Droit des successions

ATF 143 III 51 (f)

2016-2017

Art. 495, 559 al. 1 CC ; 27 al. 1 LDIP.

Reconnaissance d’un certificat d’héritier égyptien. En l’espèce, le défunt de nationalité égyptienne et son épouse de nationalité allemande se sont mariés en Egypte en application du droit égyptien et de la Charia. Le droit musulman prévoit l’absence de succession entre un musulman et un non-musulman. Au décès du défunt, les tribunaux égyptiens ont constaté le décès et la dévolution de la succession légale aux frères et sœurs du défunt à l’exclusion du conjoint survivant. Le résultat qu’engendre le certificat d’héritier égyptien – en ne mentionnant pas le conjoint survivant – contrevient clairement au principe de l’interdiction de la discrimination en raison des convictions religieuses et viole donc l’ordre public matériel suisse (consid. 3.3.5).

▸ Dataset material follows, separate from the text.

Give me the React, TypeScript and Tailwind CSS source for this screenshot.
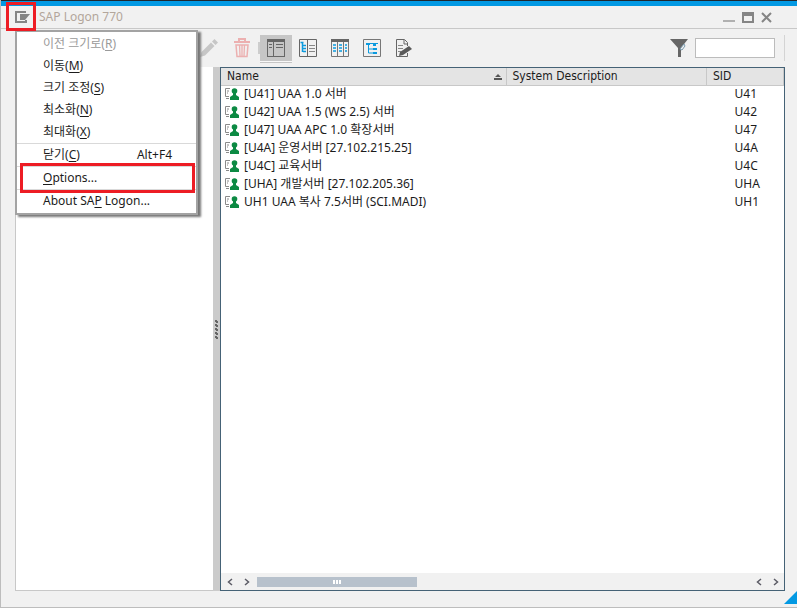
import React from "react";

const systems = [
  { name: "[U41] UAA 1.0 서버", sid: "U41" },
  { name: "[U42] UAA 1.5 (WS 2.5) 서버", sid: "U42" },
  { name: "[U47] UAA APC 1.0 확장서버", sid: "U47" },
  { name: "[U4A] 운영서버 [27.102.215.25]", sid: "U4A" },
  { name: "[U4C] 교육서버", sid: "U4C" },
  { name: "[UHA] 개발서버 [27.102.205.36]", sid: "UHA" },
  { name: "UH1 UAA 복사 7.5서버 (SCI.MADI)", sid: "UH1" },
];

const windowItems = [
  { label: "이전 크기로", hotkey: "R", disabled: true },
  { label: "이동", hotkey: "M", disabled: false },
  { label: "크기 조정", hotkey: "S", disabled: false },
  { label: "최소화", hotkey: "N", disabled: false },
  { label: "최대화", hotkey: "X", disabled: false },
];

function SystemIcon() {
  return (
    <svg width="14" height="12" viewBox="0 0 14 12" aria-hidden="true" className="shrink-0">
      <path d="M5 .5H.5v8H4M2 3h2M2 5h1M1 10.5h3" fill="none" stroke="#8a8a8a" />
      <circle cx="9.5" cy="3" r="2.8" fill="#0c8a43" />
      <path d="M8 5h3v2l3 2v3H5V9l3-2z" fill="#0c8a43" />
    </svg>
  );
}

function PencilIcon() {
  return (
    <svg width="20" height="20" viewBox="0 0 20 20" fill="#c6c6c6" aria-hidden="true">
      <path d="M1 19l1.500-5L12 4.500l3.500 3.500L6 17.500zM13 3.500L15.500 1 19 4.500 16.500 7z" />
    </svg>
  );
}

function TrashIcon() {
  return (
    <svg width="18" height="20" viewBox="0 0 18 20" fill="none" stroke="#ecb0b0" aria-hidden="true">
      <path d="M1 4h16M6 3V1h6v2" strokeWidth="2" />
      <path d="M3 7l1 11.500h10L15 7z" strokeWidth="1.500" />
      <path d="M6.500 7l.5 11M9 7v11M11.500 7L11 18" strokeWidth="1.300" />
    </svg>
  );
}

function ListIcon() {
  return (
    <svg width="18" height="18" viewBox="0 0 18 18" fill="none" aria-hidden="true">
      <rect x=".5" y=".5" width="17" height="17" stroke="#666" />
      <path d="M0 0h18v3H0zM6 0h1v18H6z" fill="#666" />
      <path d="M2 5.500h3M2 8.500h3M9 5.500h7M9 8.500h7" stroke="#666" />
    </svg>
  );
}

function TreeListIcon() {
  return (
    <svg width="18" height="18" viewBox="0 0 18 18" fill="none" aria-hidden="true">
      <path d="M.5 .5h17v17H.5zM8.500 1v16" stroke="#666" />
      <path d="M10 6.500h6M10 9.500h6M10 12.500h6" stroke="#888" />
      <path d="M3.500 3v10M1.500 3.500h3M4 6.500h3M4 9.500h3M4 12.500h3" stroke="#0b9ade" strokeWidth="1.500" />
    </svg>
  );
}

function ColumnsIcon() {
  return (
    <svg width="18" height="18" viewBox="0 0 18 18" fill="none" aria-hidden="true">
      <path d="M.5 .5h17v17H.5zM6.500 3v14M12.500 3v14" stroke="#777" />
      <path d="M0 0h18v3H0z" fill="#666" />
      <path d="M2 6h3M2 9h3M2 12h3M8 6h3M8 9h3M8 12h3M14 6h2M14 9h2M14 12h2" stroke="#0b9ade" strokeWidth="1.500" />
    </svg>
  );
}

function HierarchyIcon() {
  return (
    <svg width="18" height="18" viewBox="0 0 18 18" fill="none" aria-hidden="true">
      <path d="M.5 .5h17v17H.5z" stroke="#777" />
      <path d="M3 4h4v2H3zM10 5h3v2h-3zM10 9h4v2h-4zM10 13h4v2h-4z" fill="#0b9ade" />
      <path d="M5.500 5v9H10M5 10h5M6 4.500h9" stroke="#0b9ade" />
    </svg>
  );
}

function EditDocIcon() {
  return (
    <svg width="18" height="18" viewBox="0 0 18 18" fill="none" aria-hidden="true">
      <path d="M9.500 .5H1.500v17h11V14M9.500 .5l3 3V7M9 1v4h4" stroke="#666" />
      <path d="M3 6.500h5M3 9.500h5M3 12.500h3" stroke="#888" />
      <path d="M4 17l1-4 9-6 3 3-9 6z" fill="#5a5a5a" />
    </svg>
  );
}

function Chevron({ left = false }: { left?: boolean }) {
  return (
    <svg width="6" height="8" viewBox="0 0 6 8" fill="none" stroke="#5c5c66" strokeWidth="1.500" aria-hidden="true">
      <path d={left ? "M5 1L1.500 4 5 7" : "M1 1l3.500 3L1 7"} />
    </svg>
  );
}

const views = [
  { label: "List view", Icon: ListIcon, active: true },
  { label: "Tree view", Icon: TreeListIcon, active: false },
  { label: "Column view", Icon: ColumnsIcon, active: false },
  { label: "Hierarchy view", Icon: HierarchyIcon, active: false },
  { label: "Edit entry", Icon: EditDocIcon, active: false },
];

function SystemMenu() {
  const item = "flex h-[22px] w-full items-center pl-[26px] pr-6 text-left";
  return (
    <div
      role="menu"
      className="absolute left-[14px] top-[30px] w-[183px] border-2 border-[#a3a3a3] bg-white pb-px pt-px font-['Noto_Sans','Noto_Sans_CJK_KR',sans-serif] shadow-[3px_2px_2px_#777]"
    >
      {windowItems.map((entry) => (
        <button
          key={entry.hotkey}
          role="menuitem"
          disabled={entry.disabled}
          className={entry.disabled ? `${item} text-[#9a9a9a]` : item}
        >
          {entry.label}(<u className="underline-offset-2">{entry.hotkey}</u>)
        </button>
      ))}
      <hr className="border-[#d9d9d9]" />
      <button role="menuitem" className={item}>
        <span>
          닫기(<u className="underline-offset-2">C</u>)
        </span>
        <span className="ml-auto">Alt+F4</span>
      </button>
      <hr className="border-[#d9d9d9]" />
      <button role="menuitem" className={`${item} relative`}>
        <u className="underline-offset-2">O</u>ptions...
        <span className="pointer-events-none absolute -bottom-1 -top-1 left-[3px] right-px border-3 border-[#ed1c24]" />
      </button>
      <hr className="border-[#d9d9d9]" />
      <button role="menuitem" className={item}>
        About SA<u className="underline-offset-2">P</u>&nbsp;Logon...
      </button>
    </div>
  );
}

export default function App() {
  return (
    <div className="relative flex h-screen flex-col border-l border-[#bdbdbd] bg-[#f1f1f1] font-['DejaVu_Sans_Condensed','Noto_Sans_CJK_KR',sans-serif] text-[12px] leading-[18px] text-[#1c1c1c]">
      <div className="h-[6px] shrink-0 border-t border-[#202830] bg-[#0399e3]" />
      <header className="flex h-[23px] shrink-0 items-center border-b border-[#c8c8c8] pl-[14px] pr-[25px]">
        <button aria-label="System menu">
          <svg width="15" height="12" viewBox="0 0 15 12" fill="none" aria-hidden="true">
            <path d="M11 1H1v10h10V9" stroke="#858585" strokeWidth="2" />
            <path d="M5 3h10L10 9H5z" fill="#858585" />
          </svg>
        </button>
        <h1 className="ml-[9px] font-['Noto_Sans',sans-serif] text-[#b3a69b]">SAP Logon 770</h1>
        <div className="ml-auto flex items-center gap-[7px]">
          <button aria-label="Minimize" className="mt-2 h-[2px] w-3 bg-[#b0b0b0]" />
          <button aria-label="Maximize" className="h-[11px] w-3 border-2 border-t-4 border-[#858585]" />
          <button aria-label="Close">
            <svg width="11" height="11" viewBox="0 0 11 11" stroke="#858585" strokeWidth="2" aria-hidden="true">
              <path d="M1 1l9 9M10 1l-9 9" />
            </svg>
          </button>
        </div>
      </header>

      <div className="flex h-[38px] shrink-0 items-center pl-[198px] pr-3">
        <button aria-label="Edit" disabled>
          <PencilIcon />
        </button>
        <button aria-label="Delete" disabled className="ml-[14px]">
          <TrashIcon />
        </button>
        <span className="ml-[7px] h-3 w-[2px] bg-[#cdcdcd]" />
        <div className="flex">
          {views.map(({ label, Icon, active }) => (
            <button
              key={label}
              aria-label={label}
              aria-pressed={active}
              className={
                active
                  ? "flex h-[26px] w-8 items-center justify-center bg-[#c6c6c6] shadow-[0_1px_0_#f8f8f8,0_2px_0_#c6c6c6]"
                  : "flex h-[26px] w-8 items-center justify-center"
              }
            >
              <Icon />
            </button>
          ))}
        </div>
        <label htmlFor="filter" className="ml-auto" aria-label="Filter">
          <svg width="18" height="18" viewBox="0 0 18 18" aria-hidden="true">
            <path d="M0 0h18l-7 9v9H8V9z" fill="#666" />
            <path d="M14 5l1 2-3 4-2-1z" fill="#f1f1f1" stroke="#7899ad" />
          </svg>
        </label>
        <input id="filter" type="text" className="ml-[7px] h-5 w-20 border border-[#bcbcbc] bg-white px-1 outline-none" />
        <span className="ml-[9px] h-[26px] w-px bg-[#d4d4d4]" />
      </div>

      <main className="flex min-h-0 flex-1 pl-[14px] pr-3">
        <aside className="w-[198px] shrink-0 border-b border-l border-[#c8c8c8] bg-white" />
        <div className="flex w-[7px] shrink-0 flex-col items-center justify-center gap-px bg-[#cbcbcb]">
          {[0, 1, 2, 3, 4].map((n) => (
            <svg key={n} width="3" height="3" viewBox="0 0 3 3" fill="#666" aria-hidden="true">
              <path d="M0 0h2v1h1v2H1V2H0z" />
            </svg>
          ))}
        </div>
        <section className="flex min-w-0 flex-1 flex-col border border-[#456276] bg-white">
          <div className="min-h-0 flex-1">
            <table className="w-full table-fixed border-collapse">
              <thead>
                <tr className="bg-[#e4e4e4] text-left leading-[17px]">
                  <th className="w-[285px] border-b border-r border-[#c8c8c8] py-0 pl-[6px] pr-1 font-normal">
                    <span className="flex items-center justify-between">
                      Name
                      <svg width="8" height="6" viewBox="0 0 8 6" aria-hidden="true">
                        <path d="M4 0l3 3H1zM0 4h8v2H0z" fill="#555" />
                      </svg>
                    </span>
                  </th>
                  <th className="border-b border-r border-[#c8c8c8] px-[6px] py-0 font-normal">System Description</th>
                  <th className="w-[77px] border-b border-r border-[#c8c8c8] px-[6px] py-0 font-normal">SID</th>
                </tr>
              </thead>
              <tbody className="font-['Noto_Sans','Noto_Sans_CJK_KR',sans-serif]">
                {systems.map((system) => (
                  <tr key={system.sid}>
                    <td className="py-0 pl-1">
                      <span className="flex h-[18px] items-center gap-[5px] whitespace-nowrap pb-[2px]">
                        <SystemIcon />
                        {system.name}
                      </span>
                    </td>
                    <td className="p-0" />
                    <td className="py-0 pl-7">
                      <span className="flex h-[18px] items-center pb-[2px]">{system.sid}</span>
                    </td>
                  </tr>
                ))}
              </tbody>
            </table>
          </div>
          <div className="flex h-[17px] shrink-0 items-center bg-[#f1f1f1] pl-[6px] pr-[5px]">
            <button aria-label="Scroll to start">
              <Chevron left />
            </button>
            <button aria-label="Scroll right" className="ml-[11px]">
              <Chevron />
            </button>
            <div className="ml-[7px] flex h-[10px] w-40 items-center justify-center gap-px bg-[#b7c1cc]">
              <span className="h-1 w-[2px] bg-white" />
              <span className="h-1 w-[2px] bg-white" />
              <span className="h-1 w-[2px] bg-white" />
            </div>
            <button aria-label="Scroll left" className="ml-auto">
              <Chevron left />
            </button>
            <button aria-label="Scroll to end" className="ml-[11px]">
              <Chevron />
            </button>
          </div>
        </section>
      </main>

      <footer className="flex h-[17px] shrink-0 items-start justify-end border-b border-[#bdbdbd]">
        <svg width="13" height="13" viewBox="0 0 13 13" aria-hidden="true">
          <path d="M13 0v13H0z" fill="#0399e3" />
        </svg>
      </footer>

      <SystemMenu />
      <div className="pointer-events-none absolute left-[5px] top-[2px] h-[29px] w-[30px] border-3 border-[#ed1c24]" />
    </div>
  );
}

Art. 488, 492, 522, 527 ch. 4, 531 CC.

Action en réduction ; substitution fidéicommissaire ; protection de la réserve héréditaire. L’héritier appelé jouit de la même protection que l’héritier grevé. S’il est un héritier réservataire du défunt, il n’est pas tenu d’accepter que sa part réservataire lui soit attribuée au titre d’héritier appelé et qu’elle lui soit, par conséquent, transmise seulement à l’ouverture de la substitution. Au décès du de cujus, l’héritier appelé – en l’occurrence également réservataire – doit au moins obtenir le montant de sa réserve dans la mesure, notamment, où il n’acquiert la part successorale objet de la substitution fidéicommissaire que s’il est vivant à l’échéance de la charge de restitution (art. 492 al. 1 CC) (consid. 7.1).

Art. 90, 91, 93 LTF.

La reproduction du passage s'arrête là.